Search the material below for the string "page" and extract each line that has it.

·····

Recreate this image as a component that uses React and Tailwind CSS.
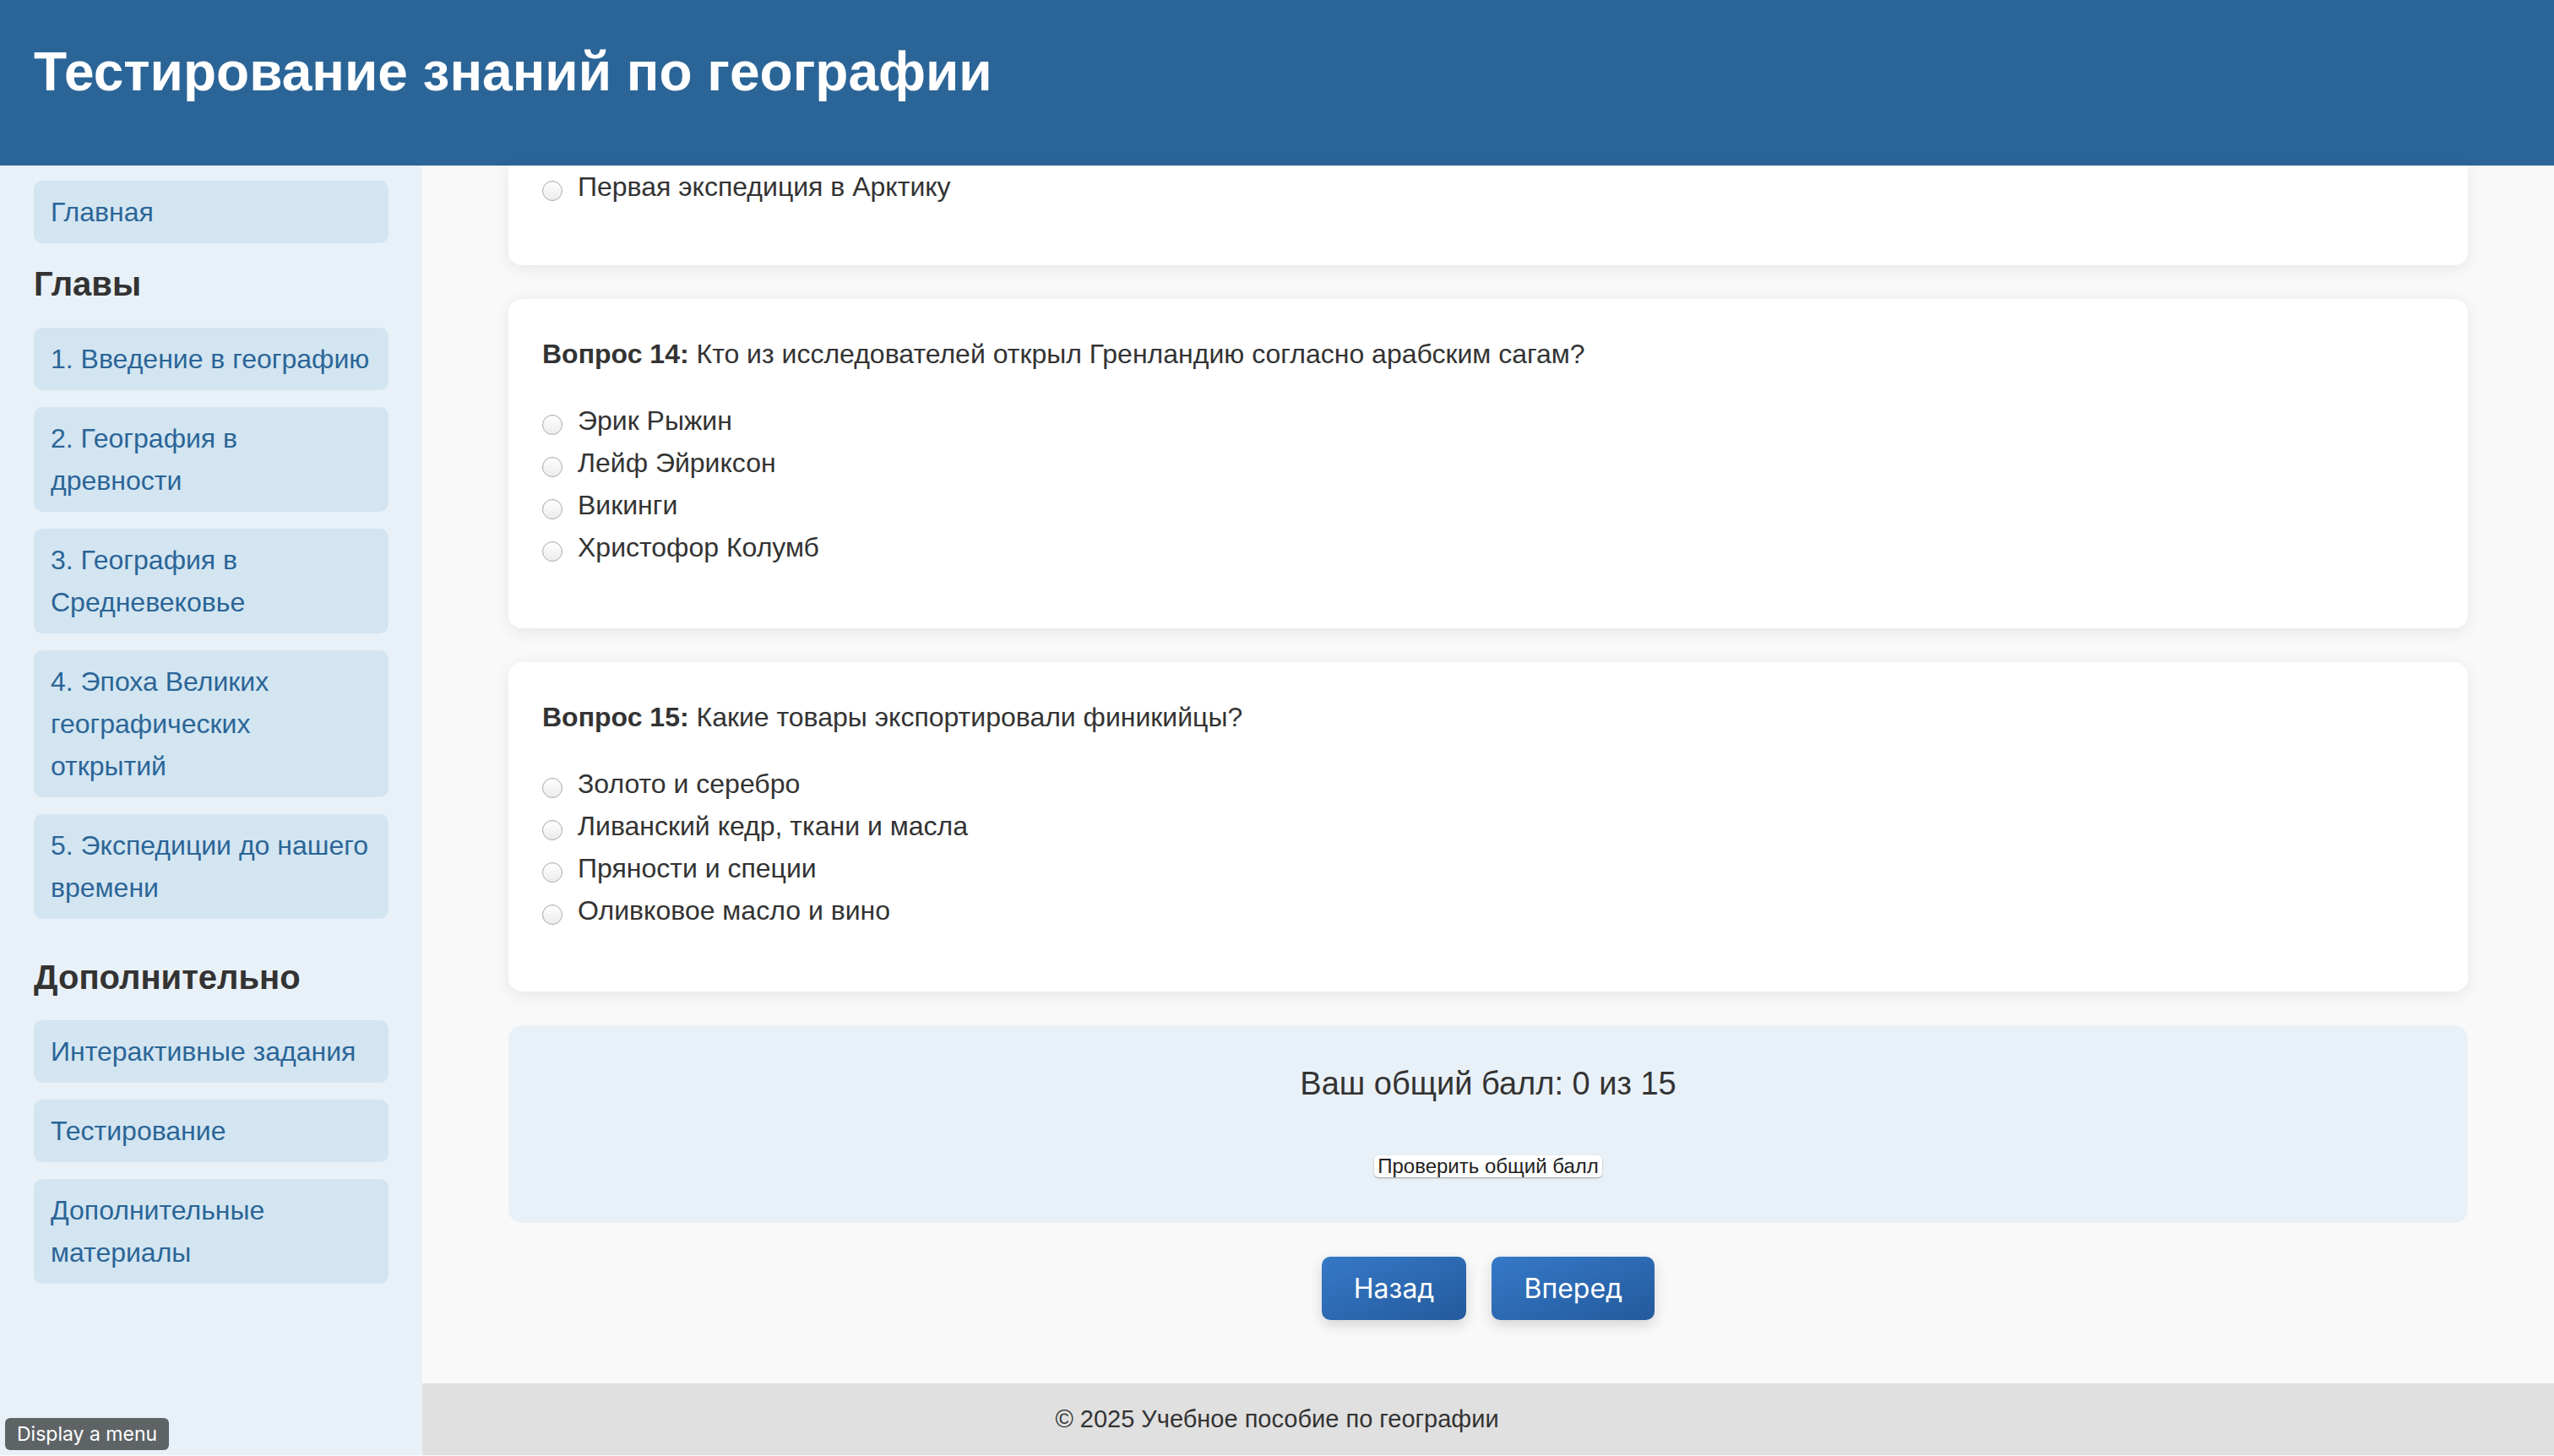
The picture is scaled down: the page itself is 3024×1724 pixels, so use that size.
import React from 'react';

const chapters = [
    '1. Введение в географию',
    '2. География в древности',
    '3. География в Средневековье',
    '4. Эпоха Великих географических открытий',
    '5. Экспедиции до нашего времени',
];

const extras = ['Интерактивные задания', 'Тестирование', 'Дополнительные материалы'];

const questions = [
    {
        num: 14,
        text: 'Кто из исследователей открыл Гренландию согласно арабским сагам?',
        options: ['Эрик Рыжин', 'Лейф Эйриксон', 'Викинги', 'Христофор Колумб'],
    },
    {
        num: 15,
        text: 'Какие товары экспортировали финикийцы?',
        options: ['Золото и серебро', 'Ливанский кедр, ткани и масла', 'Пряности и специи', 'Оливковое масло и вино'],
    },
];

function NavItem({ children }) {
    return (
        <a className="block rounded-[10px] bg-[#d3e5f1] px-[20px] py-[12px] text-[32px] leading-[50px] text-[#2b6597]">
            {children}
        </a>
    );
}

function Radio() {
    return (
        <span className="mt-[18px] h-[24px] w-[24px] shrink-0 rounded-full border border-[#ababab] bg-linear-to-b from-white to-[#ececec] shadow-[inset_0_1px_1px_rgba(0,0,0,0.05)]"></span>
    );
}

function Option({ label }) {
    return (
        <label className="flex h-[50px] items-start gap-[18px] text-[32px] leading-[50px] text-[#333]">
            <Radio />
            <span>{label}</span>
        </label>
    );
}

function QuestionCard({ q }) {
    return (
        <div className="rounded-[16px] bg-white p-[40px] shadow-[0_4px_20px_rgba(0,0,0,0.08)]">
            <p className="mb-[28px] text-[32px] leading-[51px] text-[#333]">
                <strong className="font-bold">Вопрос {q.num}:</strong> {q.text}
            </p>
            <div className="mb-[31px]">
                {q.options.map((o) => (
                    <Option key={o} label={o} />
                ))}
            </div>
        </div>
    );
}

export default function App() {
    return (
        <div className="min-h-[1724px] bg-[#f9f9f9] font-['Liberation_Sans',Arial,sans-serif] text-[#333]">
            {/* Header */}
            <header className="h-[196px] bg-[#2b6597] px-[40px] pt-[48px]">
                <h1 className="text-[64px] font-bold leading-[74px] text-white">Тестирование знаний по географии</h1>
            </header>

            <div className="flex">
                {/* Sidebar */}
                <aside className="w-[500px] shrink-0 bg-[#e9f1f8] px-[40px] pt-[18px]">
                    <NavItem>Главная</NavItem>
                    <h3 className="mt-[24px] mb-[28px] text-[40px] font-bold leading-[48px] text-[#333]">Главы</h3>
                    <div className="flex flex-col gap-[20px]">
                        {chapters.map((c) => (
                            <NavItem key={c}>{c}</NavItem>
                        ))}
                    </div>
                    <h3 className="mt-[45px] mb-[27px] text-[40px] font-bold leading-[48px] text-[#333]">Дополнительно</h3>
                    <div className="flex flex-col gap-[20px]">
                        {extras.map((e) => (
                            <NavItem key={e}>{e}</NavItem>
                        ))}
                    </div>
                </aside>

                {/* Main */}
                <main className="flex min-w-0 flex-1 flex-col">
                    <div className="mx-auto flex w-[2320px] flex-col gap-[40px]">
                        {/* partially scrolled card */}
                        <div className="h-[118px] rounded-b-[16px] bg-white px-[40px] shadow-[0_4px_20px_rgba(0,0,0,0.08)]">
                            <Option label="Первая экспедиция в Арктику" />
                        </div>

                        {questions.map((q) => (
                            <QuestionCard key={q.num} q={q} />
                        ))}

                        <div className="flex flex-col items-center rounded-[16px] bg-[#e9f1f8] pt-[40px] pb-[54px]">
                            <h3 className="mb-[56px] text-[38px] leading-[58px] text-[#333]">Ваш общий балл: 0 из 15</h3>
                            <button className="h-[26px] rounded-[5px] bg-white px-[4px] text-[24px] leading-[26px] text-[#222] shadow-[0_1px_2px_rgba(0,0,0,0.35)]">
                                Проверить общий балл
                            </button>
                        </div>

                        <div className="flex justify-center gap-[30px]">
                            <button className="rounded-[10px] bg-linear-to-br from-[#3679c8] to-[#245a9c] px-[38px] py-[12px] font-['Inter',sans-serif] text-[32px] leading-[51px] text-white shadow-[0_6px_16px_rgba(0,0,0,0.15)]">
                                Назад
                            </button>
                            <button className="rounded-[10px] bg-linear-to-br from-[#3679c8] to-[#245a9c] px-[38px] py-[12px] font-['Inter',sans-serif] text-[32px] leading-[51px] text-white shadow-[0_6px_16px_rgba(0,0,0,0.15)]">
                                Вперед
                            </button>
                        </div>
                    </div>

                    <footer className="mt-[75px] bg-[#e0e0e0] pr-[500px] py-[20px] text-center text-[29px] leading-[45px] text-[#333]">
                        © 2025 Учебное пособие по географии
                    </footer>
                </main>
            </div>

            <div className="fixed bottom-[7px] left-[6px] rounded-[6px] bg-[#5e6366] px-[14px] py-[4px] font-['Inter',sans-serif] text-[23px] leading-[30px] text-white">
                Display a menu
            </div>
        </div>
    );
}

·····

▸ **Exercise response**:
The picture is scaled down: the page itself is 3024×1724 pixels, so use that size.

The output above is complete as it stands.